What’s so special about Substack? For starters, “news readers want analysis,” said Noah Smith, a former opinion writer for Bloomberg, in his Substack Noahpinion. “They don’t want to just read the reporting from the Associated Press or some investigative journalists and then have to put it all together and decide what it all means. They want writers to explain those facts, to identify the salient implications, to make predictions, and to recommend courses of action.”
Many news outlets have dabbled in analysis, but they blend it into opinion pieces, which mostly turn into polemics with loose theories based on distorted facts and hyperbole. The problem with opinions, though, is that people tire of them easily. Countless pundits and armchair journalists are out there repeating whatever talking points their political party supports and posting them hourly. Not to mention, “[l]egacy publications,” said Noah, “stunt their analysis by forcing it into a short bland format optimized for conveying opinions.” Editing can be the death of writing, too, especially when it’s overdone or governed by strict procedures. It can subtract value and prevent “writers from developing their own distinctive voice, their own loyal audience, and their own organizational skills.”
Now that online tools are available for journalists to reach audiences on their own terms and charge a subscription fee, the number of reporters and talking heads parting ways with old establishments is growing by the week.
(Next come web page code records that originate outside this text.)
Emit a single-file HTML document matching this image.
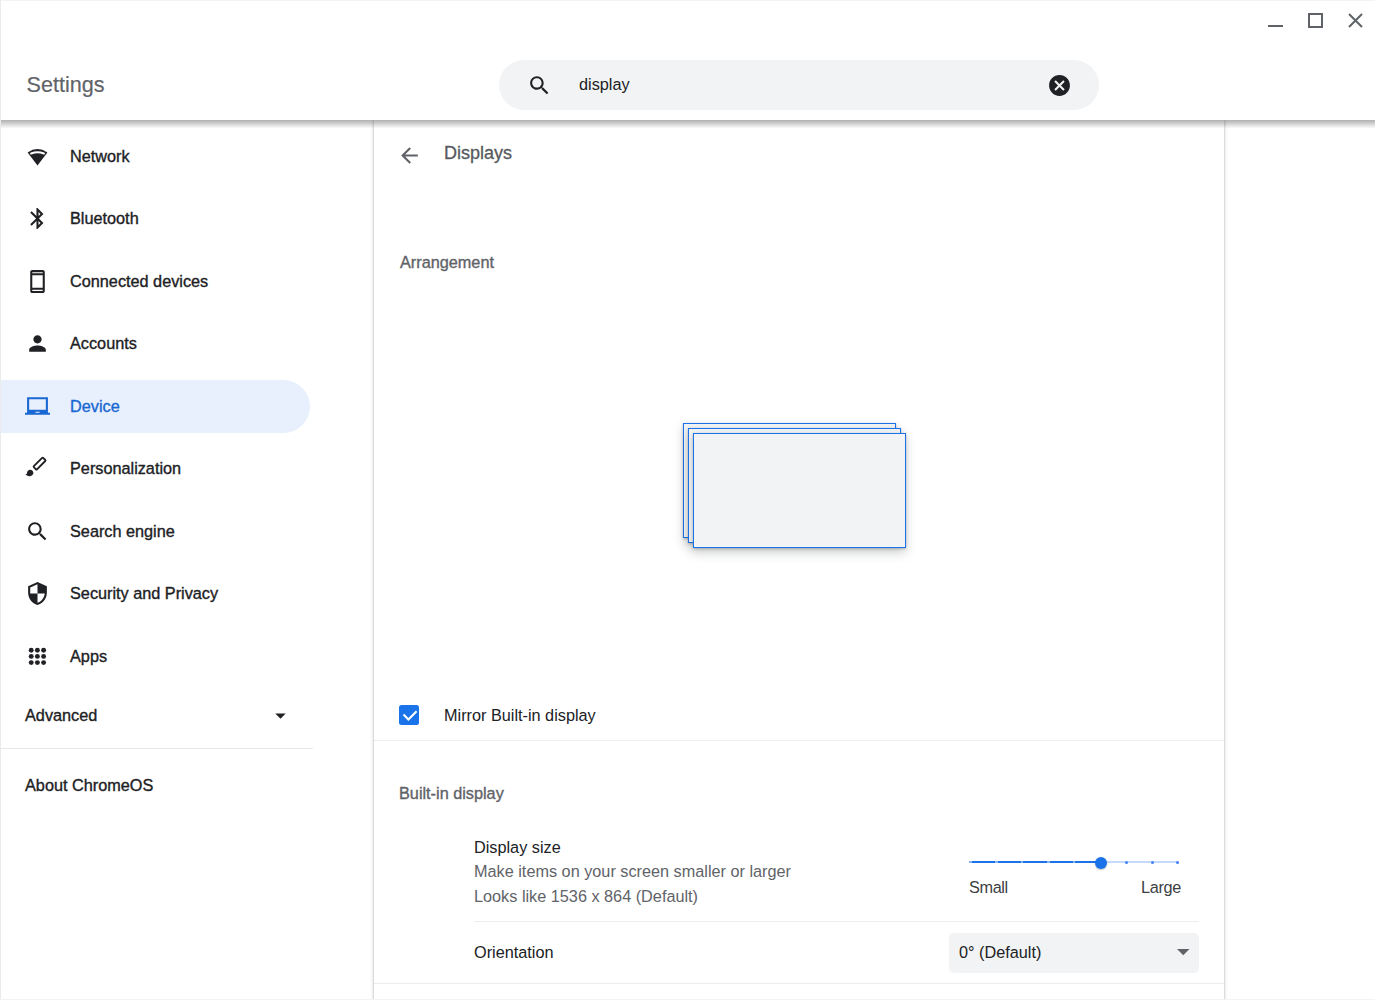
<!DOCTYPE html>
<html><head><meta charset="utf-8">
<style>
html,body{margin:0;padding:0;}
body{width:1375px;height:1000px;position:relative;overflow:hidden;background:#fff;font-family:"Liberation Sans",sans-serif;color:#202124;}
.a{position:absolute;}
.t{position:absolute;white-space:nowrap;font-size:16.25px;line-height:20px;}
.med{-webkit-text-stroke:0.35px currentColor;}
.ic{position:absolute;width:25px;height:25px;}
.sec{color:#5f6368;}
</style></head><body>
<!-- header -->
<div class="t sec" style="left:26.5px;top:73px;font-size:21.6px;line-height:24px;-webkit-text-stroke:0.2px #5f6368">Settings</div>
<div class="a" style="left:499px;top:60px;width:600px;height:50px;border-radius:25px;background:#f1f3f4"></div>
<svg class="ic" style="left:526.5px;top:72.5px" viewBox="0 0 24 24"><path fill="#202124" d="M15.5 14h-.79l-.28-.27C15.41 12.59 16 11.11 16 9.5 16 5.91 13.09 3 9.5 3S3 5.91 3 9.5 5.91 16 9.5 16c1.61 0 3.09-.59 4.23-1.57l.27.28v.79l5 4.99L20.49 19l-4.99-5zm-6 0C7.01 14 5 11.99 5 9.5S7.01 5 9.5 5 14 7.01 14 9.5 11.99 14 9.5 14z"/></svg>
<div class="t" style="left:579px;top:74px;">display</div>
<svg class="ic" style="left:1047px;top:72.7px" viewBox="0 0 24 24"><path fill="#202124" d="M12 2C6.47 2 2 6.47 2 12s4.47 10 10 10 10-4.47 10-10S17.53 2 12 2zm5 13.59L15.59 17 12 13.41 8.41 17 7 15.59 10.59 12 7 8.41 8.41 7 12 10.59 15.59 7 17 8.41 13.41 12 17 15.59z"/></svg>

<!-- window controls -->
<div class="a" style="left:1268px;top:25.4px;width:15px;height:2px;background:#5f6368"></div>
<div class="a" style="left:1307.8px;top:12.7px;width:11px;height:11px;border:2px solid #5f6368"></div>
<svg class="a" style="left:1347px;top:12px;width:17px;height:17px" viewBox="0 0 17 17"><path d="M2 2L15 15M15 2L2 15" stroke="#5f6368" stroke-width="2"/></svg>

<!-- sidebar -->
<!-- selected highlight -->
<div class="a" style="left:1px;top:380px;width:309px;height:53px;border-radius:0 26.5px 26.5px 0;background:#e8f0fe"></div>
<svg class="ic" style="left:25px;top:143px" viewBox="0 0 24 24" fill="#202124"><path d="M2.5 9.2Q12 2.52 21.5 9.2L12 21.5Z"/><path d="M5.9 10.1Q12 7.8 18.1 10.1" fill="none" stroke="#fff" stroke-width="2" stroke-linecap="round"/></svg>
<div class="t med" style="left:70px;top:146.0px;color:#202124">Network</div>
<svg class="ic" style="left:25px;top:206.0px" viewBox="0 0 24 24" fill="#202124"><path d="M17.71 7.71L12 2h-1v7.59L6.41 5 5 6.41 10.59 12 5 17.59 6.41 19 11 14.41V22h1l5.71-5.71-4.3-4.29 4.3-4.29zM13 5.83l1.88 1.88L13 9.59V5.83zm1.88 10.46L13 18.17v-3.76l1.88 1.88z"/></svg>
<div class="t med" style="left:70px;top:208px;color:#202124">Bluetooth</div>
<svg class="ic" style="left:25px;top:268.5px" viewBox="0 0 24 24" fill="#202124"><path d="M17 1.01L7 1c-1.1 0-2 .9-2 2v18c0 1.1.9 2 2 2h10c1.1 0 2-.9 2-2V3c0-1.1-.9-1.99-2-1.99zM17 21H7v-1h10v1zm0-3H7V6h10v12zM7 4V3h10v1H7z"/></svg>
<div class="t med" style="left:70px;top:271.0px;color:#202124">Connected devices</div>
<svg class="ic" style="left:25px;top:331.0px" viewBox="0 0 24 24" fill="#202124"><path d="M12 12c2.21 0 4-1.79 4-4s-1.79-4-4-4-4 1.79-4 4 1.79 4 4 4zm0 2c-2.67 0-8 1.34-8 4v2h16v-2c0-2.66-5.33-4-8-4z"/></svg>
<div class="t med" style="left:70px;top:333px;color:#202124">Accounts</div>
<svg class="ic" style="left:25px;top:393.5px" viewBox="0 0 24 24" fill="#1967d2"><path d="M22 18V3H2v15H0v2h24v-2h-2zm-8 0h-4v-1h4v1zm6-3H4V5h16v10z"/></svg>
<div class="t med" style="left:70px;top:396.0px;color:#1967d2">Device</div>
<svg class="ic" style="left:25px;top:456.0px" viewBox="0 0 25 25"><rect x="-6.6" y="-2.2" width="13.2" height="4.4" rx="0.7" transform="translate(14.55 7.6) rotate(-45)" fill="none" stroke="#202124" stroke-width="1.85"/><path fill="#202124" d="M5.2 13.8c-1.77 0-3.2 1.43-3.2 3.2 0 1.2-.9 1.3-1.6 1.3.9 1.1 2.3 1.9 3.8 1.9 2.1 0 4.2-1.3 4.2-3.2 0-1.77-1.43-3.2-3.2-3.2z"/></svg>
<div class="t med" style="left:70px;top:458px;color:#202124">Personalization</div>
<svg class="ic" style="left:25px;top:518.5px" viewBox="0 0 24 24" fill="#202124"><path d="M15.5 14h-.79l-.28-.27C15.41 12.59 16 11.11 16 9.5 16 5.910 13.09 3 9.5 3S3 5.91 3 9.5 5.91 16 9.5 16c1.61 0 3.09-.59 4.23-1.57l.27.28v.79l5 4.99L20.49 19l-4.99-5zm-6 0C7.01 14 5 11.99 5 9.5S7.01 5 9.5 5 14 7.01 14 9.5 11.99 14 9.5 14z"/></svg>
<div class="t med" style="left:70px;top:521.0px;color:#202124">Search engine</div>
<svg class="ic" style="left:25px;top:581.0px" viewBox="0 0 24 24" fill="#202124"><path d="M12 1L3 5v6c0 5.55 3.84 10.74 9 12 5.160-1.26 9-6.45 9-12V5l-9-4zm0 10.99h7c-.53 4.12-3.28 7.79-7 8.94V12H5V6.3l7-3.11v8.8z"/></svg>
<div class="t med" style="left:70px;top:583px;color:#202124">Security and Privacy</div>
<svg class="a" style="left:0;top:0;width:60px;height:680px" viewBox="0 0 60 680" fill="#202124"><circle cx="31.2" cy="650.2" r="2.45"/><circle cx="37.4" cy="650.2" r="2.45"/><circle cx="43.6" cy="650.2" r="2.45"/><circle cx="31.2" cy="656.4" r="2.45"/><circle cx="37.4" cy="656.4" r="2.45"/><circle cx="43.6" cy="656.4" r="2.45"/><circle cx="31.2" cy="662.6" r="2.45"/><circle cx="37.4" cy="662.6" r="2.45"/><circle cx="43.6" cy="662.6" r="2.45"/></svg>
<div class="t med" style="left:70px;top:646.0px;color:#202124">Apps</div>
<div class="t med" style="left:25px;top:705px;">Advanced</div>
<svg class="ic" style="left:267.7px;top:702.5px" viewBox="0 0 24 24" fill="#202124"><path d="M7 10l5 5 5-5z"/></svg>
<div class="a" style="left:1px;top:748px;width:312px;height:1px;background:#e8e8e8"></div>
<div class="t med" style="left:25px;top:775px;">About ChromeOS</div>

<!-- content card -->
<div class="a" style="left:374px;top:120px;width:850px;height:900px;background:#fff;box-shadow:0 1px 2px 0 rgba(60,64,67,.3),0 1px 3px 1px rgba(60,64,67,.15);clip-path:inset(0 -10px -10px -10px)"></div>


<!-- content -->
<svg class="ic" style="left:397px;top:143px" viewBox="0 0 24 24" fill="#5f6368"><path d="M20 11H7.83l5.59-5.59L12 4l-8 8 8 8 1.41-1.41L7.83 13H20v-2z"/></svg>
<div class="t" style="left:444px;top:143px;font-size:18px;color:#55595e;-webkit-text-stroke:0.3px #55595e">Displays</div>
<div class="t med sec" style="left:400px;top:252px;">Arrangement</div>

<div class="a" style="left:683px;top:423px;width:211px;height:113px;border:1px solid #1a73e8;background:#f1f3f4;box-shadow:0 1.25px 2.5px rgba(60,64,67,.3),0 5px 10px 1px rgba(60,64,67,.15)"></div>
<div class="a" style="left:688px;top:428px;width:211px;height:113px;border:1px solid #1a73e8;background:#f1f3f4;box-shadow:0 1.25px 2.5px rgba(60,64,67,.3),0 5px 10px 1px rgba(60,64,67,.15)"></div>
<div class="a" style="left:693px;top:433px;width:211px;height:113px;border:1px solid #1a73e8;background:#f1f3f4;box-shadow:0 1.25px 2.5px rgba(60,64,67,.3),0 5px 10px 1px rgba(60,64,67,.15)"></div>

<div class="a" style="left:399px;top:705px;width:20px;height:20px;border-radius:2.5px;background:#1a73e8"></div>
<svg class="a" style="left:399px;top:705px;width:20px;height:20px" viewBox="0 0 20 20"><path d="M4.5 9.6L9.4 14.4 17.6 6.2" fill="none" stroke="#fff" stroke-width="2.1"/></svg>
<div class="t" style="left:444px;top:705px;">Mirror Built-in display</div>
<div class="a" style="left:374px;top:740px;width:850px;height:1px;background:#ededed"></div>

<div class="t med sec" style="left:399px;top:783px;">Built-in display</div>
<div class="t" style="left:474px;top:837px;">Display size</div>
<div class="t sec" style="left:474px;top:861px;">Make items on your screen smaller or larger</div>
<div class="t sec" style="left:474px;top:886px;">Looks like 1536 x 864 (Default)</div>

<!-- slider -->
<div class="a" style="left:969px;top:861px;width:132px;height:2px;background:#1a73e8"></div>
<div class="a" style="left:1101px;top:861px;width:78px;height:2px;background:#c6dafc"></div>
<div class="a" style="left:969.3px;top:861px;width:2.4px;height:2px;background:#8ab4f8"></div>
<div class="a" style="left:995.2px;top:861px;width:2.4px;height:2px;background:#8ab4f8"></div>
<div class="a" style="left:1021.0px;top:861px;width:2.4px;height:2px;background:#8ab4f8"></div>
<div class="a" style="left:1047.2px;top:861px;width:2.4px;height:2px;background:#8ab4f8"></div>
<div class="a" style="left:1073.1px;top:861px;width:2.4px;height:2px;background:#8ab4f8"></div>
<div class="a" style="left:1124.9px;top:860.5px;width:3px;height:3px;border-radius:50%;background:#4285f4"></div>
<div class="a" style="left:1150.9px;top:860.5px;width:3px;height:3px;border-radius:50%;background:#4285f4"></div>
<div class="a" style="left:1176.3px;top:860.5px;width:3px;height:3px;border-radius:50%;background:#4285f4"></div>
<div class="a" style="left:1094.6px;top:856.6px;width:12px;height:12px;border-radius:50%;background:#1a73e8;box-shadow:0 1px 2px rgba(60,64,67,.3)"></div>
<div class="t" style="left:969px;top:877px;color:#3c4043;letter-spacing:-0.35px">Small</div>
<div class="t" style="left:1141px;top:877px;color:#3c4043;letter-spacing:-0.3px">Large</div>

<div class="a" style="left:474px;top:921px;width:725px;height:1px;background:#ededed"></div>
<div class="t" style="left:474px;top:942px;">Orientation</div>
<div class="a" style="left:949px;top:933px;width:250px;height:40px;border-radius:5px;background:#f1f3f4"></div>
<div class="t" style="left:959px;top:942px;">0° (Default)</div>
<svg class="a" style="left:1176px;top:948px;width:14px;height:8px" viewBox="0 0 14 8"><path d="M1 1h12.5L7.25 7.2z" fill="#5f6368"/></svg>
<div class="a" style="left:374px;top:983px;width:850px;height:1px;background:#ededed"></div>

<!-- header shadow -->
<div class="a" style="left:0;top:120px;width:1375px;height:8px;background:linear-gradient(rgba(0,0,0,.31),rgba(0,0,0,.02))"></div>

<!-- window border -->
<div class="a" style="left:0;top:0;width:1375px;height:1px;background:#f3f3f3"></div>
<div class="a" style="left:0;top:0;width:1px;height:1000px;background:#ebebeb"></div>
<div class="a" style="left:0;top:999px;width:1375px;height:1px;background:#f3f3f3"></div>

</body></html>
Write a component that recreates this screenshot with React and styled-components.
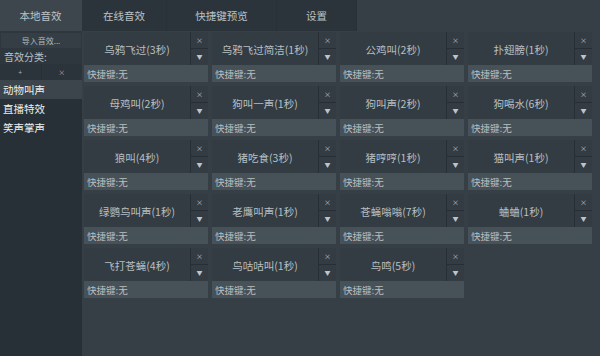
import React from 'react'
import styled, { createGlobalStyle } from 'styled-components'

const GlobalStyle = createGlobalStyle`
  html, body {
    margin: 0;
    padding: 0;
    background: #353f45;
  }
  body {
    font-family: "Noto Sans CJK SC", "Noto Sans", sans-serif;
    color: #c9ced1;
  }
`

// layout
const Page = styled.div`
  width: 600px;
  height: 356px;
  display: grid;
  grid-template-rows: 31px 1fr;
  background: #353f45;
  overflow: hidden;
`

const TabBar = styled.div`
  display: flex;
`

const Tabs = styled.div`
  display: flex;
  width: 357px;
  background: #2b343a;
`

const Tab = styled.div`
  width: ${p => p.w}px;
  display: flex;
  align-items: center;
  justify-content: center;
  font-size: 10.5px;
  color: #bcc2c5;
  background: ${p => (p.active ? '#3c464c' : 'transparent')};
  border-right: 1px solid ${p => (p.active ? '#3c464c' : '#283136')};
  box-sizing: border-box;
`

const Body = styled.div`
  display: grid;
  grid-template-columns: 82px 1fr;
  min-height: 0;
`

const Sidebar = styled.div`
  background: #273036;
  display: flex;
  flex-direction: column;
`

const SideTop = styled.div`
  background: #2e373d;
  padding-top: 2px;
  display: flex;
  flex-direction: column;
`

const ImportButton = styled.div`
  height: 15px;
  margin: 0 1px;
  background: #343e44;
  font-size: 8px;
  color: #b3b9bd;
  display: flex;
  align-items: center;
  justify-content: center;
`

const Label = styled.div`
  height: 16px;
  font-size: 10px;
  color: #bcc2c5;
  padding-left: 4px;
  display: flex;
  align-items: center;
`

const MiniRow = styled.div`
  display: grid;
  grid-template-columns: 1fr 1fr;
  gap: 1px;
  height: 16px;
  background: #262f35;
`

const MiniButton = styled.div`
  background: #2b343a;
  display: flex;
  align-items: center;
  justify-content: center;
  font-size: 7px;
  color: #a9afb3;
`

const CatItem = styled.div`
  height: 19px;
  display: flex;
  align-items: center;
  padding-left: 3px;
  font-size: 10.5px;
  color: #eef0f1;
  background: ${p => (p.active ? '#3b454b' : 'transparent')};
`

const Grid = styled.div`
  display: grid;
  grid-template-columns: repeat(4, 124px);
  grid-auto-rows: 50px;
  gap: 4px;
  padding: 1px 0 0 2px;
  align-content: start;
`

const Card = styled.div`
  display: grid;
  grid-template-rows: 33px 17px;
  background: #272f35;
`

const CardTop = styled.div`
  display: grid;
  grid-template-columns: 1fr 17px;
  gap: 1px;
`

const Title = styled.div`
  background: #323c42;
  display: flex;
  align-items: center;
  justify-content: center;
  font-size: 10.5px;
  color: #b9bfc2;
  padding-top: 1px;
`

const Side = styled.div`
  display: grid;
  grid-template-rows: 1fr 1fr;
  gap: 1px;
`

const SideButton = styled.div`
  background: #323c42;
  display: flex;
  align-items: center;
  justify-content: center;
  font-size: ${p => p.size}px;
  line-height: 1;
  color: #bfc4c7;
`

const Hotkey = styled.div`
  background: #475158;
  font-size: 9.5px;
  color: #b9bfc2;
  display: flex;
  align-items: center;
  padding-left: 3px;
`

const sounds = [
  '乌鸦飞过(3秒)', '乌鸦飞过简洁(1秒)', '公鸡叫(2秒)', '扑翅膀(1秒)',
  '母鸡叫(2秒)', '狗叫一声(1秒)', '狗叫声(2秒)', '狗喝水(6秒)',
  '狼叫(4秒)', '猪吃食(3秒)', '猪哼哼(1秒)', '猫叫声(1秒)',
  '绿鹦鸟叫声(1秒)', '老鹰叫声(1秒)', '苍蝇嗡嗡(7秒)', '蛐蛐(1秒)',
  '飞打苍蝇(4秒)', '鸟咕咕叫(1秒)', '鸟鸣(5秒)'
]

const tabs = [
  { name: '本地音效', w: 82, active: true },
  { name: '在线音效', w: 85 },
  { name: '快捷键预览', w: 110 },
  { name: '设置', w: 80 }
]

const categories = ['动物叫声', '直播特效', '笑声掌声']

const SoundCard = ({ name }) => (
  <Card>
    <CardTop>
      <Title>{name}</Title>
      <Side>
        <SideButton size={7}>×</SideButton>
        <SideButton size={6}>▼</SideButton>
      </Side>
    </CardTop>
    <Hotkey>快捷键:无</Hotkey>
  </Card>
)

const App = () => {
  return (
    <Page>
      <GlobalStyle />
      <TabBar>
        <Tabs>
          {tabs.map(t => (
            <Tab key={t.name} w={t.w} active={t.active}>{t.name}</Tab>
          ))}
        </Tabs>
      </TabBar>
      <Body>
        <Sidebar>
          <SideTop>
            <ImportButton>导入音效...</ImportButton>
            <Label>音效分类:</Label>
            <MiniRow>
              <MiniButton>+</MiniButton>
              <MiniButton>×</MiniButton>
            </MiniRow>
          </SideTop>
          {categories.map((c, i) => (
            <CatItem key={c} active={i === 0}>{c}</CatItem>
          ))}
        </Sidebar>
        <Grid>
          {sounds.map(s => <SoundCard key={s} name={s} />)}
        </Grid>
      </Body>
    </Page>
  )
}

export default App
Those who have name recognition are often taking viewers and readers with them, too, furthering the decline of big-box news organizations.
These outlets are struggling with more than just adapting to new media. Their antiquated publication processes seem to stifle them as their elitist brand clings like skin to their image, welcoming a few while pushing away many – and there doesn’t seem to be an easy solution to that problem.